By Ashvin Nair and Abhishek Gupta
Robots trained with reinforcement learning (RL) have the potential to be used across a huge variety of challenging real world problems. To apply RL to a new problem, you typically set up the environment, define a reward function, and train the robot to solve the task by allowing it to explore the new environment from scratch. While this may eventually work, these “online” RL methods are data hungry and repeating this data inefficient process for every new problem makes it difficult to apply online RL to real world robotics problems. What if instead of repeating the data collection and learning process from scratch every time, we were able to reuse data across multiple problems or experiments? By doing so, we could greatly reduce the burden of data collection with every new problem that is encountered.
Our method learns complex behaviors by training offline from prior datasets (expert demonstrations, data from previous experiments, or random exploration data) and then fine-tuning quickly with online interaction.
With hundreds to thousands of robot experiments being constantly run, it is of crucial importance to devise an RL paradigm that can effectively use the large amount of already available data while still continuing to improve behavior on new tasks.

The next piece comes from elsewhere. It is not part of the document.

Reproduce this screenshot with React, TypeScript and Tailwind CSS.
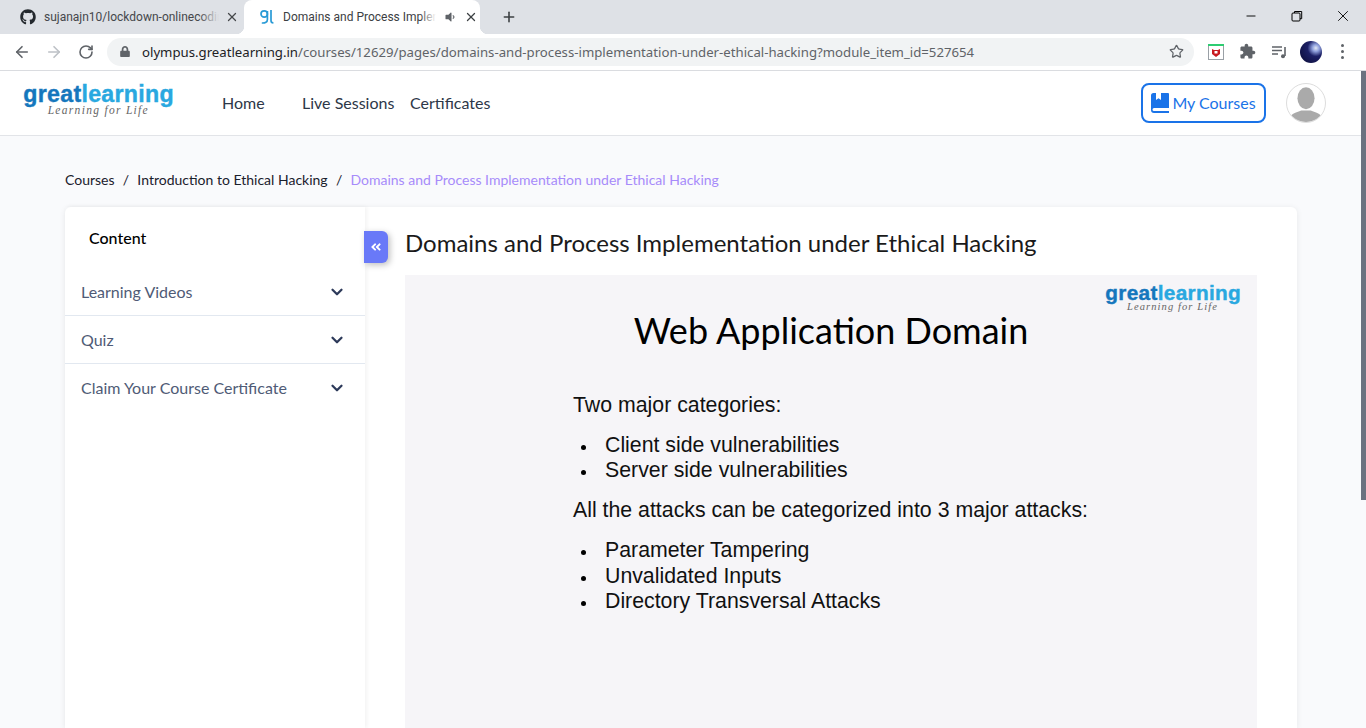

The first step towards moving RL towards a data driven paradigm is to consider the general idea of offline (batch) RL. Offline RL considers the problem of learning optimal policies from arbitrary off-policy data, without any further exploration. This is able to eliminate the data collection problem in RL, and incorporate data from arbitrary sources including other robots or teleoperation. However, depending on the quality of available data and the problem being tackled, we will often need to augment offline training with targeted online improvement. This problem setting actually has unique challenges of its own. In this blog post, we discuss how we can move RL from training from scratch with every new problem to a paradigm which is able to reuse prior data effectively, with some offline training followed by online finetuning.
Figure 1: The problem of accelerating online RL with offline datasets. In (1), the robot learns a policy entirely from an offline dataset. In (2), the robot gets to interact with the world and collect on-policy samples to improve the policy beyond what it could learn offline.
We analyze the challenges in the problem of learning from offline data and subsequent fine-tuning, using the standard benchmark HalfCheetah locomotion task. The following experiments are conducted with a prior dataset consisting of 15 demonstrations from an expert policy and 100 suboptimal trajectories sampled from a behavioral clone of these demonstrations.
Figure 2: On-policy methods are slow to learn compared to off-policy methods, due to the ability of off-policy methods to “stitch” good trajectories together, illustrated on the left. Right: in practice, we see slow online improvement using on-policy methods.
A simple way to utilize prior data such as demonstrations for RL is to pre-train a policy with imitation learning, and fine-tune with on-policy RL algorithms such as AWR or DAPG. This has two drawbacks. First, the prior data may not be optimal so imitation learning may be ineffective. Second, on-policy fine-tuning is data inefficient as it does not reuse the prior data in the RL stage. For real-world robotics, data efficiency is vital. Consider the robot on the right, trying to reach the goal state with prior trajectory $\tau_1$ and $\tau_2$. On-policy methods cannot effectively use this data, but off-policy algorithms that do dynamic programming can, by effectively “stitching” $\tau_1$ and $\tau_2$ together with the use of a value function or model. This effect can be seen in the learning curves in Figure 2, where on-policy methods are an order of magnitude slower than off-policy actor-critic methods.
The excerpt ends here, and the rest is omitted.